I can’t remember when it happened, or how it happened.
I felt like I needed a change, and that the world could really be a better place.
Then again, I was in such a deep hole then, all I really wanted was that MY world would become a better place. I got desperate, but the hard-wired habits of fear, uncertainty, self-doubt, and paralysis still had a really good hold on me then.
What started as a practice of laziness and neglect, turned out to be one that helped me change how I was thinking.
And helped me change my life.
You see, part of that deep hole I dug myself into, was the belief that where I was living, and the world I was in, was such a negative, dog-eat-dog, unforgiving, limited place to live in.
Because I wasn’t part of the lucky ones who struck it rich, and I didn’t have enough resources to startup again, I felt there was nowhere for me to go.
Because I didn’t get into the corporate world early, and my resume show no signs whatsoever of career development, then again tenure, I believed there was nowhere for me to go.
I always watched the news back then. Me and my stock-trading, and stocks and news sort of made sense to me. That was one of the few things I though I could do. Turns out I wasn’t really doing it all that well.
I watched and read a lot of negative stories. Stories that only instilled fear, and questions in my head, about why people do what they do, and why we can’t all just get along.
And everyday, I’d expose myself to these stories in the morning when I read the newspaper, and in the evening when I’d watch the evening news.
God, that sucked.
I remember being so depressed and downtrodden, that I quickly closed the TV that one night, and I didn’t read the paper, or watch the news from then on.
I felt so betrayed by the world I lived in. So negative, so hurt by what happened to me, and was continuing to happen to me. I stopped watching and reading the news because I didn’t want to know what was going on anymore.
Those things stopped to matter to me. I wanted to get away from all of that. All that negativity, blood, gore, sensationalism, and trivial things.
I once read a comic that summed up how I felt about the news at that time. In a nutshell, it goes like this:
“The last newspaper you’ll ever buy. HEADLINE: Pope proclaims world peace, traffic piles up, unrest in the middle east, storm devastates lives and property, and a new fashion fad is taking over the world.”
Yep, pretty much what I read and watched almost every single frickin’ day.
I didn’t want to be reminded of negativity and hardship everyday.
I didn’t want to see people not being helped, and people hurting other people.
I didn’t want to feel helpless, powerless, negative, sad, fearful, and insecure.
Because the news made me feel that way.
And so I stopped watching the news to get away.
To get away from that world.
And as soon as I stopped watching the news, and started to devote to being in the present moment, my life quickly started changing.
By not being constantly reminded of the negative goings-on in the world, I then had more awareness, space, and freedom to focus on what was going right instead, in my world at the moment.

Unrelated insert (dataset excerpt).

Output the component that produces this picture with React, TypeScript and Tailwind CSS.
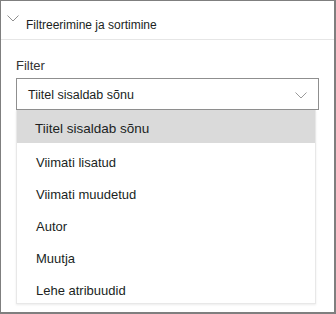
const options = ['Tiitel sisaldab sõnu', 'Viimati lisatud', 'Viimati muudetud', 'Autor', 'Muutja', 'Lehe atribuudid']

function Chevron({ className }: { className?: string }) {
  return (
    <svg width="12" height="7" viewBox="0 0 12 7" fill="none" className={className}>
      <polyline points="0.5,0.5 6,6 11.5,0.5" stroke="currentColor" strokeWidth="1" />
    </svg>
  )
}

export default function App() {
  return (
    <div
      className="w-[336px] h-[314px] bg-white border-l border-t border-r-2 border-b-2 border-[#7f7f7f] text-[#201f1e]"
      style={{ fontFamily: '"Liberation Sans", Arial, sans-serif' }}
    >
      {/* header */}
      <div className="h-[39px] flex items-start border-b border-[#e6e6e6]">
        <Chevron className="ml-[6px] mt-[14px] text-[#8f8f8f]" />
        <span className="ml-[7px] mt-[17px] text-[12px] leading-[14px]">Filtreerimine ja sortimine</span>
      </div>

      <div className="px-[15px]">
        <div className="mt-[18px] text-[13px] leading-[16px] text-[#333]">Filter</div>

        {/* select */}
        <div className="mt-[4px] h-[32px] border border-[#8f8f8f] flex items-center justify-between pl-[11px] pr-[11px]">
          <span className="text-[12.5px] pt-[3px]">Tiitel sisaldab sõnu</span>
          <Chevron className="mt-[2px] text-[#9a9a9a]" />
        </div>

        {/* options */}
        <div className="w-[300px] border-x border-b border-[#e8e8e8] shadow-[0_1px_2px_rgba(0,0,0,0.08)]">
          {options.map((o, i) => (
            <div
              key={o}
              className={
                i === 0
                  ? 'h-[33px] flex items-center pl-[18px] pt-[5px] bg-[#dadada] text-[13.5px]'
                  : 'h-[32px] flex items-center pl-[19px] pt-[7px] text-[13px]'
              }
            >
              {o}
            </div>
          ))}
        </div>
      </div>
    </div>
  )
}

Instead of focusing and being fed the things that had happened, and their effects, I then had more energy to devote to answering the questions:
“What can I do in this moment now?” and,
“What will the effect be?”
I also realized that I didn’t really want to get away from this world. After all, I wanted to contribute, to help, to do something that mattered.
What I wanted to get away from was the world I was creating for myself back then, a world where I myself had no place, all was going wrong, and I felt there was nowhere else to go for me. I even contemplated ending it all by jumping off a building.
How unglamorous can you get? That just goes to show that I don’t have wicked fashion sense.
And the news just served to remind me of all that. That’s how I saw it.
I also didn’t like being spoonfed opinions and reviews of other people who I didn’t really trust. Just because you’re on TV, you’re supposed to be trusted instantly? Crooks, corrupt politicians, and airhead celebrities get frequently shown on TV.
It’s garbage in, garbage out. So if you feeding yourself garbage, you’re likely to produce, share, speak, write, and believe garbage.
So I stopped watching the news. I stopped reading the news.
And I started living my own life, making news for myself.
Less negativity, less sadness, less despair and fear.
More freedom, power, space, awareness, and possibility.